Pharmacotherapeutic Group: Blood glucose lowering drugs, excl. insulins: sulfonamides, urea derivatives. ATC Code: A10BB12.
Pharmacology: Pharmacodynamics: 2 mg: Glimepiride is an anti-diabetic type 2 (noninsulin-dependent) agent belonging to the sulfonylurea group. Glimepiride acts mainly by stimulating insulin release from pancreatic beta cells, so the drug is effective only when the pancreas still works (also capable of releasing insulin). The mechanism of action of glimepiride is to bind to the receptors on beta cell membrane, leading to closure of the ATP-sensitive potassium channels. Closing the potassium channel induces depolarization of the beta cell and results - by opening of calcium channels - in an increase influx of calcium into the cell. The increase in intracellular calcium concentration stimulates insulin release from the cells. Like other sulfonylureas, glimepiride produces hypoglycemia in patients with diabetes or healthy people without diabetes. Using glimepiride and sulfonylureas for long term also causes some extrapancreatic effects which significantly contribute to hypoglycemia effects. The main extrapancreatic effects are an improvement of the sensitivity of the peripheral tissues for insulin and a decrease of the glucose production in the liver. Glimepiride also has synergistic effects with metformin or insulin.
4 mg: Glimepiride is a drug for the treatment of type 2 diabetes mellitus of the sulfonylurea class. The primary mechanism of action of glimepiride in lowering blood glucose appears to be dependent on stimulating the release of insulin from functioning pancreatic beta cells. In addition, extrapancreatic effects may also play an important role in the activity of sulfonylureas such as glimepiride, which increased sensitivity of peripheral tissues to insulin.

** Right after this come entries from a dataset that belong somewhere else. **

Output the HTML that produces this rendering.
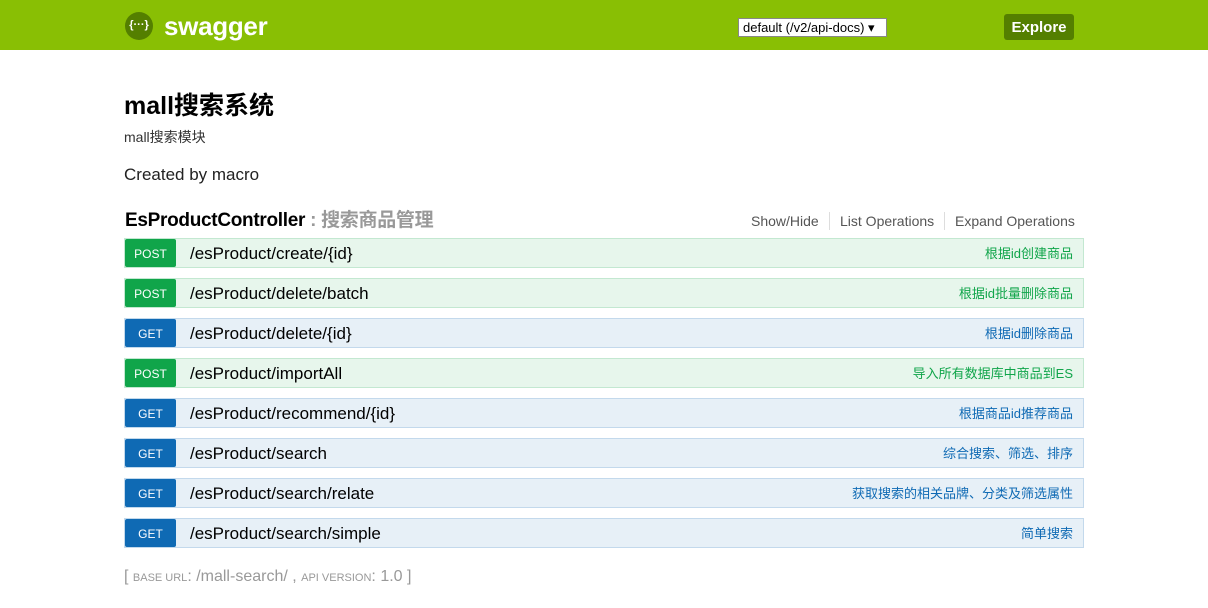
<!DOCTYPE html>
<html><head><meta charset="utf-8"><style>
*{box-sizing:border-box;margin:0;padding:0}
body{width:1208px;height:608px;background:#fff;font-family:"Liberation Sans","Noto Sans CJK SC",sans-serif;color:#000;overflow:hidden;position:relative}
.hdr{position:absolute;left:0;top:0;width:1208px;height:50px;background:#89bf04}
.logo{position:absolute;left:125px;top:12px;width:28px;height:28px;border-radius:50%;background:#547f00;color:#fff;font-size:11px;font-weight:bold;text-align:center;line-height:27px}
.sw{position:absolute;left:164px;top:11px;color:#fff;font-size:26px;font-weight:bold;letter-spacing:-0.3px}
.sel{position:absolute;left:738px;top:18px;width:149px;height:19px;background:#fff;border:1px solid #888;font-size:13px;line-height:17px;padding-left:4px;color:#000}
.exp{position:absolute;left:1004px;top:14px;width:70px;height:26px;background:#547f00;border-radius:3px;color:#fff;font-weight:bold;font-size:15px;text-align:center;line-height:27px}
.abs{position:absolute}
.row{position:absolute;left:124px;width:960px;height:30px;border:1px solid}
.post{background:#e7f6ec;border-color:#c3e8d1}
.get{background:#e7f0f7;border-color:#c3d9ec}
.b{position:absolute;left:0;top:0;width:51px;height:28px;color:#fff;font-size:12px;text-align:center;line-height:30px;border-radius:2px}
.post .b{background:#10a54a}.get .b{background:#0f6ab4}
.p{position:absolute;left:65px;top:5px;font-size:17px;color:#000}
.s{position:absolute;right:10px;top:4px;font-size:13px}
.post .s{color:#10a54a}.get .s{color:#0f6ab4}
.ops{position:absolute;top:213px;font-size:14px;color:#555}
.sep{position:absolute;top:212px;width:1px;height:18px;background:#ddd}
</style></head><body>
<div class="hdr"><div class="logo">{···}</div><div class="sw">swagger</div>
<div class="sel">default (/v2/api-docs) ▾</div><div class="exp">Explore</div></div>
<div class="abs" style="left:124px;top:86px;font-size:25px;font-weight:bold">mall搜索系统</div>
<div class="abs" style="left:124px;top:127px;font-size:14px;color:#333">mall搜索模块</div>
<div class="abs" style="left:124px;top:165px;font-size:17px;color:#222">Created by macro</div>
<div class="abs" style="left:125px;top:205px;font-size:19px;font-weight:bold;letter-spacing:-0.3px">EsProductController<span style="color:#999"> : 搜索商品管理</span></div>
<div class="ops" style="left:751px">Show/Hide</div><div class="sep" style="left:829px"></div>
<div class="ops" style="left:840px">List Operations</div><div class="sep" style="left:944px"></div>
<div class="ops" style="left:955px">Expand Operations</div>
<div class="row post" style="top:238px"><div class="b">POST</div><div class="p">/esProduct/create/{id}</div><div class="s">根据id创建商品</div></div>
<div class="row post" style="top:278px"><div class="b">POST</div><div class="p">/esProduct/delete/batch</div><div class="s">根据id批量删除商品</div></div>
<div class="row get" style="top:318px"><div class="b">GET</div><div class="p">/esProduct/delete/{id}</div><div class="s">根据id删除商品</div></div>
<div class="row post" style="top:358px"><div class="b">POST</div><div class="p">/esProduct/importAll</div><div class="s">导入所有数据库中商品到ES</div></div>
<div class="row get" style="top:398px"><div class="b">GET</div><div class="p">/esProduct/recommend/{id}</div><div class="s">根据商品id推荐商品</div></div>
<div class="row get" style="top:438px"><div class="b">GET</div><div class="p">/esProduct/search</div><div class="s">综合搜索、筛选、排序</div></div>
<div class="row get" style="top:478px"><div class="b">GET</div><div class="p">/esProduct/search/relate</div><div class="s">获取搜索的相关品牌、分类及筛选属性</div></div>
<div class="row get" style="top:518px"><div class="b">GET</div><div class="p">/esProduct/search/simple</div><div class="s">简单搜索</div></div>
<div class="abs" style="left:124px;top:568px;font-size:16px;color:#999">[ <span style="font-size:11px">BASE URL</span>: /mall-search/ , <span style="font-size:11px">API VERSION</span>: 1.0 ]</div>
</body></html>
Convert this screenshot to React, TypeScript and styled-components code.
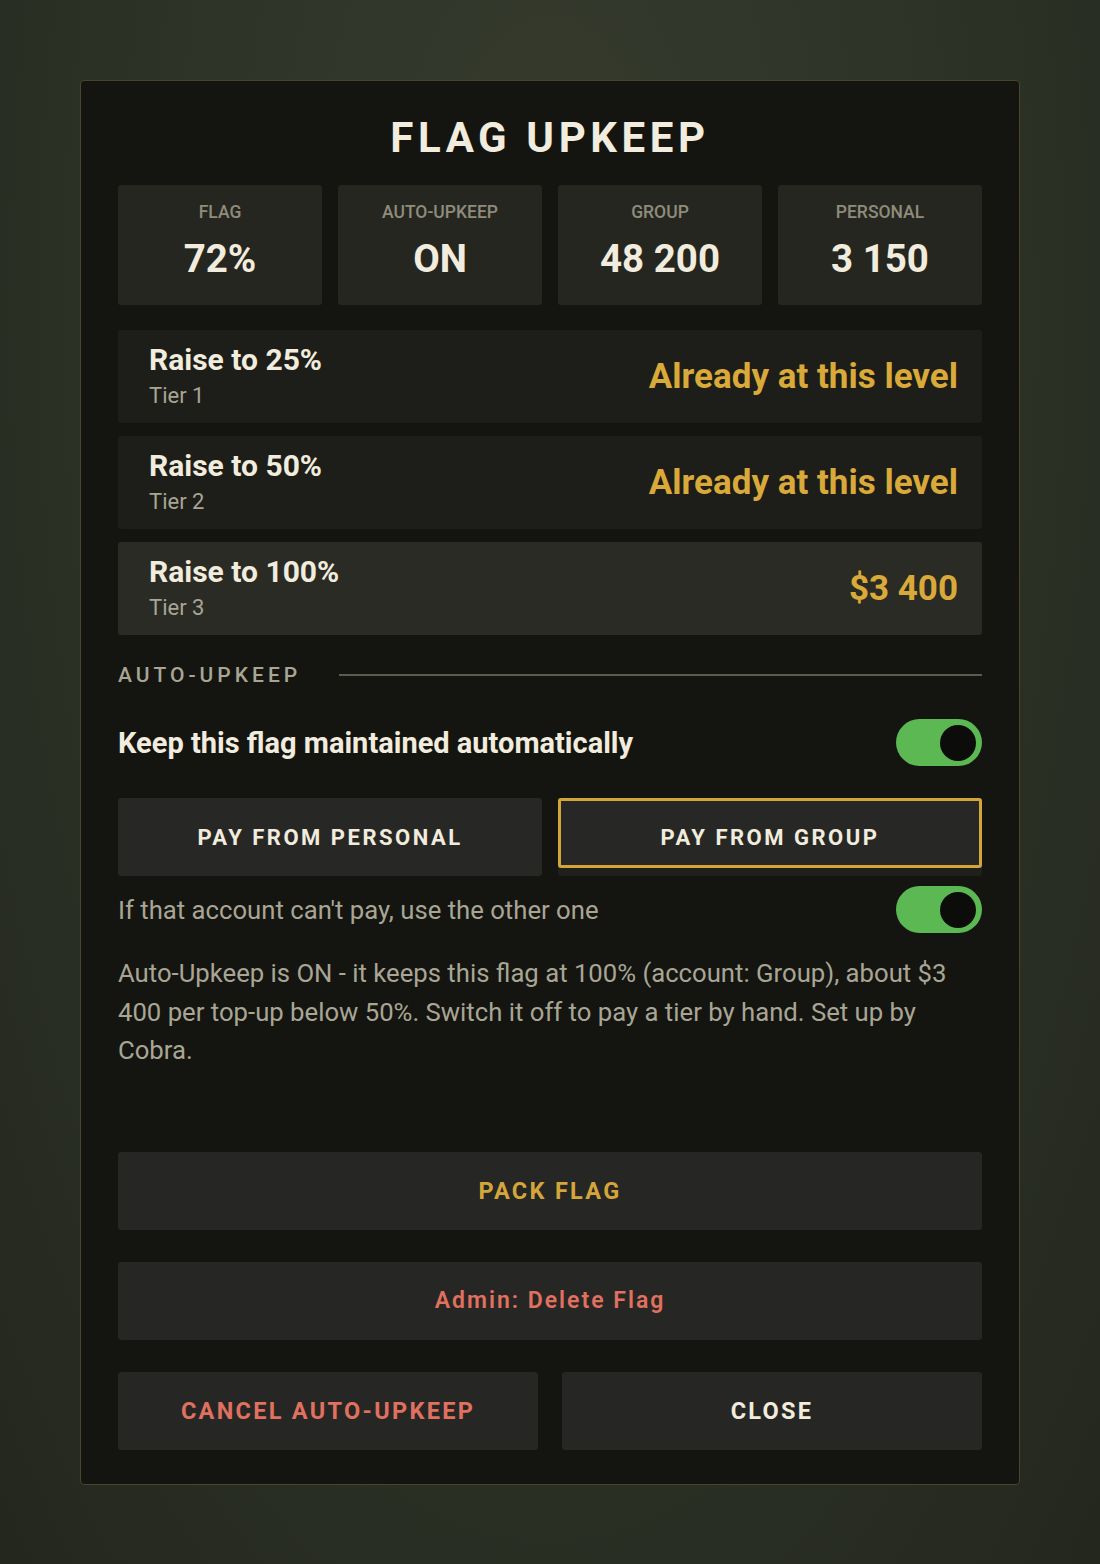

Pharmacokinetics: 2 mg: The bioavailability of glimepiride after oral administration is complete. Food intake has no relevant influence on absorption, only the absorption rate is slightly diminished. Maximum plasma concentrations are reached 2.5 hours after oral intake. Glimepiride has a very low distribution volume (approx. 8.8 litres), which is roughly equal to albumin distribution space, high protein binding (99%) and a low clearance (approx. 48 ml/min). Mean dominant plasma half-life is about 5 - 8 hours. After high doses, slightly longer half-lives were noted. After a single dose of radiolabelled glimepiride, 58% of the radioactivity was recovered in the urine, and 35% in the faeces. No unchanged substance was detected in the urine. Two metabolites most probably resulting from hepatic metabolism (major enzyme is CYP2C9) were identified both in urine and faeces: The hydroxy derivative and the caboxy derivative.
4 mg: Glimepiride is completely absorbed from the gastrointestinal tract. Peak plasma concentrations occur in 2 to 3 hours, and it is highly protein bound. The drug is extensively metabolised to two main metabolites, a hydroxy derivative and a carboxy derivative. The half-life after multiple doses is about 9 hours. Approximately 60% of a dose is eliminated in the urine and 40% in the faeces.